Data block –
:::

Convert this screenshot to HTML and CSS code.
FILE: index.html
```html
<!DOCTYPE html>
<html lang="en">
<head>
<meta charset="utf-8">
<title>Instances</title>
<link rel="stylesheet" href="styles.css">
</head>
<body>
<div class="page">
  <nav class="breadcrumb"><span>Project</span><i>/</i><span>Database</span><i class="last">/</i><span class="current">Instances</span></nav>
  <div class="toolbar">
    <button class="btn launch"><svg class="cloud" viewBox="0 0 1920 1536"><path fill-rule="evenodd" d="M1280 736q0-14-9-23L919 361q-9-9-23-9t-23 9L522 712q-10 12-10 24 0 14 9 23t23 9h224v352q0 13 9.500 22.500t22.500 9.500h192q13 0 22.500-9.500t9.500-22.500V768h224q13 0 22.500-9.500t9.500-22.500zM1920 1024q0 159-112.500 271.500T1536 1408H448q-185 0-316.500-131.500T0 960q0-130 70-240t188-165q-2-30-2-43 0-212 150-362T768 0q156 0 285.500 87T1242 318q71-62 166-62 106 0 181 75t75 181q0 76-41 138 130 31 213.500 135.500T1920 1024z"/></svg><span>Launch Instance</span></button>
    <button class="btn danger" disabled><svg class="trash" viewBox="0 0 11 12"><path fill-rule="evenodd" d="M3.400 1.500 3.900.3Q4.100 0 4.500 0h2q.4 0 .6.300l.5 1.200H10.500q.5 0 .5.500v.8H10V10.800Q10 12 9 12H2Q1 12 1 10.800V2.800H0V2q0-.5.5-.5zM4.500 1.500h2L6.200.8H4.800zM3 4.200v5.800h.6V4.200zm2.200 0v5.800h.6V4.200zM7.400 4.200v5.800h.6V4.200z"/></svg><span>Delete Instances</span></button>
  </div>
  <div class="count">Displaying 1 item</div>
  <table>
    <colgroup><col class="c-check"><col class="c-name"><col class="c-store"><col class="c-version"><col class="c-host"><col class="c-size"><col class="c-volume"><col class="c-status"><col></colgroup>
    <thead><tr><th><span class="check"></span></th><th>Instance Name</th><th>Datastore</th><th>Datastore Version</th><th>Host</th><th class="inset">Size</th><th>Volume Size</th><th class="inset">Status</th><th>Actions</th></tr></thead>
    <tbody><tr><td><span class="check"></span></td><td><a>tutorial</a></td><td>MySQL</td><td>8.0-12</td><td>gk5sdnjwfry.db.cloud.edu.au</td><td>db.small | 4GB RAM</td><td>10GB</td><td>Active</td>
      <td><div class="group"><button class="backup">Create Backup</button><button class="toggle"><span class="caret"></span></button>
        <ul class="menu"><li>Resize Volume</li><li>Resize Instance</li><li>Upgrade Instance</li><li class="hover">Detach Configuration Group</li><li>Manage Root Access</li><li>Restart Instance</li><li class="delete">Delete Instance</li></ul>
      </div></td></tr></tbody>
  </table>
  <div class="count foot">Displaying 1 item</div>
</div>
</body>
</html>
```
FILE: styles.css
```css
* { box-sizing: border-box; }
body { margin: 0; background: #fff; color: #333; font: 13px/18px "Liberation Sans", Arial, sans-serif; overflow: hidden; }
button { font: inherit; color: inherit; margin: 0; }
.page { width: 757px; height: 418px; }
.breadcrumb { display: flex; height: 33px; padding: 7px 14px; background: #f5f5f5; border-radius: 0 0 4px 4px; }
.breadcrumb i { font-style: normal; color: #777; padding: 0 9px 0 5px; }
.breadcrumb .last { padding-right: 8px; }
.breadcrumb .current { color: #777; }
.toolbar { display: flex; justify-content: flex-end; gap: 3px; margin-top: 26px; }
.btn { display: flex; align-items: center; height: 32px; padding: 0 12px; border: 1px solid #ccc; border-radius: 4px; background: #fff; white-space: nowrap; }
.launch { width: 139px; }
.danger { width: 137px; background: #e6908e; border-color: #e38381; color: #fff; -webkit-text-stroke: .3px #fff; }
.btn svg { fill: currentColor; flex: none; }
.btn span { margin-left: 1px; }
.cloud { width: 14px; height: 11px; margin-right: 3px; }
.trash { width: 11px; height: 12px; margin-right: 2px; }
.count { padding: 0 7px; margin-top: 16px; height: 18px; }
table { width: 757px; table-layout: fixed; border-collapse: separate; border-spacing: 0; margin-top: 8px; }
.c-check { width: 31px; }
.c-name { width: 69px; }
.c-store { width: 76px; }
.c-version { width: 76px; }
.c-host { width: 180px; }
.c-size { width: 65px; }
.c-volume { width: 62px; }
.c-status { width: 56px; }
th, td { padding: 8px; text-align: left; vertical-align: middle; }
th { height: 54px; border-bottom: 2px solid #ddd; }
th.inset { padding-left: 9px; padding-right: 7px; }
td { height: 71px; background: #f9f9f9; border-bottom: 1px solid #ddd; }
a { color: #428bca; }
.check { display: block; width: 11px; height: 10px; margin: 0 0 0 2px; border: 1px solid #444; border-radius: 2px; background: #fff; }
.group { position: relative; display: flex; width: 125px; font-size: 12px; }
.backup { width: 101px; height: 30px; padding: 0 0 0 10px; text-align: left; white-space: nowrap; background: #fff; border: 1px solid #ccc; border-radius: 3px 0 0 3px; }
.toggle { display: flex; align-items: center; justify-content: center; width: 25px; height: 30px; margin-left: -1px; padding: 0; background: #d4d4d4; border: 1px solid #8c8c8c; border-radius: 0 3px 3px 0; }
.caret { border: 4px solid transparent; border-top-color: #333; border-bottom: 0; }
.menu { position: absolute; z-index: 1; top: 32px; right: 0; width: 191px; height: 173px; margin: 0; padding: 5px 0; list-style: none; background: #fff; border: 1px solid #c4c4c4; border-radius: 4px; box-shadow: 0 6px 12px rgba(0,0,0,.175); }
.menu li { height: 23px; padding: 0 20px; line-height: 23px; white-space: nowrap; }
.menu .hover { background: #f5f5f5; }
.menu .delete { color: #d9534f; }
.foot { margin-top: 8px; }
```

:::

Task details –
Repeat every line of the data, exactly and in full.

Finished answer –
Convert this screenshot to HTML and CSS code.
FILE: index.html
```html
<!DOCTYPE html>
<html lang="en">
<head>
<meta charset="utf-8">
<title>Instances</title>
<link rel="stylesheet" href="styles.css">
</head>
<body>
<div class="page">
  <nav class="breadcrumb"><span>Project</span><i>/</i><span>Database</span><i class="last">/</i><span class="current">Instances</span></nav>
  <div class="toolbar">
    <button class="btn launch"><svg class="cloud" viewBox="0 0 1920 1536"><path fill-rule="evenodd" d="M1280 736q0-14-9-23L919 361q-9-9-23-9t-23 9L522 712q-10 12-10 24 0 14 9 23t23 9h224v352q0 13 9.500 22.500t22.500 9.500h192q13 0 22.500-9.500t9.500-22.500V768h224q13 0 22.500-9.500t9.500-22.500zM1920 1024q0 159-112.500 271.500T1536 1408H448q-185 0-316.500-131.500T0 960q0-130 70-240t188-165q-2-30-2-43 0-212 150-362T768 0q156 0 285.500 87T1242 318q71-62 166-62 106 0 181 75t75 181q0 76-41 138 130 31 213.500 135.500T1920 1024z"/></svg><span>Launch Instance</span></button>
    <button class="btn danger" disabled><svg class="trash" viewBox="0 0 11 12"><path fill-rule="evenodd" d="M3.400 1.500 3.900.3Q4.100 0 4.500 0h2q.4 0 .6.300l.5 1.200H10.500q.5 0 .5.500v.8H10V10.800Q10 12 9 12H2Q1 12 1 10.800V2.800H0V2q0-.5.5-.5zM4.500 1.500h2L6.200.8H4.800zM3 4.200v5.800h.6V4.200zm2.200 0v5.800h.6V4.200zM7.400 4.200v5.800h.6V4.200z"/></svg><span>Delete Instances</span></button>
  </div>
  <div class="count">Displaying 1 item</div>
  <table>
    <colgroup><col class="c-check"><col class="c-name"><col class="c-store"><col class="c-version"><col class="c-host"><col class="c-size"><col class="c-volume"><col class="c-status"><col></colgroup>
    <thead><tr><th><span class="check"></span></th><th>Instance Name</th><th>Datastore</th><th>Datastore Version</th><th>Host</th><th class="inset">Size</th><th>Volume Size</th><th class="inset">Status</th><th>Actions</th></tr></thead>
    <tbody><tr><td><span class="check"></span></td><td><a>tutorial</a></td><td>MySQL</td><td>8.0-12</td><td>gk5sdnjwfry.db.cloud.edu.au</td><td>db.small | 4GB RAM</td><td>10GB</td><td>Active</td>
      <td><div class="group"><button class="backup">Create Backup</button><button class="toggle"><span class="caret"></span></button>
        <ul class="menu"><li>Resize Volume</li><li>Resize Instance</li><li>Upgrade Instance</li><li class="hover">Detach Configuration Group</li><li>Manage Root Access</li><li>Restart Instance</li><li class="delete">Delete Instance</li></ul>
      </div></td></tr></tbody>
  </table>
  <div class="count foot">Displaying 1 item</div>
</div>
</body>
</html>
```
FILE: styles.css
```css
* { box-sizing: border-box; }
body { margin: 0; background: #fff; color: #333; font: 13px/18px "Liberation Sans", Arial, sans-serif; overflow: hidden; }
button { font: inherit; color: inherit; margin: 0; }
.page { width: 757px; height: 418px; }
.breadcrumb { display: flex; height: 33px; padding: 7px 14px; background: #f5f5f5; border-radius: 0 0 4px 4px; }
.breadcrumb i { font-style: normal; color: #777; padding: 0 9px 0 5px; }
.breadcrumb .last { padding-right: 8px; }
.breadcrumb .current { color: #777; }
.toolbar { display: flex; justify-content: flex-end; gap: 3px; margin-top: 26px; }
.btn { display: flex; align-items: center; height: 32px; padding: 0 12px; border: 1px solid #ccc; border-radius: 4px; background: #fff; white-space: nowrap; }
.launch { width: 139px; }
.danger { width: 137px; background: #e6908e; border-color: #e38381; color: #fff; -webkit-text-stroke: .3px #fff; }
.btn svg { fill: currentColor; flex: none; }
.btn span { margin-left: 1px; }
.cloud { width: 14px; height: 11px; margin-right: 3px; }
.trash { width: 11px; height: 12px; margin-right: 2px; }
.count { padding: 0 7px; margin-top: 16px; height: 18px; }
table { width: 757px; table-layout: fixed; border-collapse: separate; border-spacing: 0; margin-top: 8px; }
.c-check { width: 31px; }
.c-name { width: 69px; }
.c-store { width: 76px; }
.c-version { width: 76px; }
.c-host { width: 180px; }
.c-size { width: 65px; }
.c-volume { width: 62px; }
.c-status { width: 56px; }
th, td { padding: 8px; text-align: left; vertical-align: middle; }
th { height: 54px; border-bottom: 2px solid #ddd; }
th.inset { padding-left: 9px; padding-right: 7px; }
td { height: 71px; background: #f9f9f9; border-bottom: 1px solid #ddd; }
a { color: #428bca; }
.check { display: block; width: 11px; height: 10px; margin: 0 0 0 2px; border: 1px solid #444; border-radius: 2px; background: #fff; }
.group { position: relative; display: flex; width: 125px; font-size: 12px; }
.backup { width: 101px; height: 30px; padding: 0 0 0 10px; text-align: left; white-space: nowrap; background: #fff; border: 1px solid #ccc; border-radius: 3px 0 0 3px; }
.toggle { display: flex; align-items: center; justify-content: center; width: 25px; height: 30px; margin-left: -1px; padding: 0; background: #d4d4d4; border: 1px solid #8c8c8c; border-radius: 0 3px 3px 0; }
.caret { border: 4px solid transparent; border-top-color: #333; border-bottom: 0; }
.menu { position: absolute; z-index: 1; top: 32px; right: 0; width: 191px; height: 173px; margin: 0; padding: 5px 0; list-style: none; background: #fff; border: 1px solid #c4c4c4; border-radius: 4px; box-shadow: 0 6px 12px rgba(0,0,0,.175); }
.menu li { height: 23px; padding: 0 20px; line-height: 23px; white-space: nowrap; }
.menu .hover { background: #f5f5f5; }
.menu .delete { color: #d9534f; }
.foot { margin-top: 8px; }
```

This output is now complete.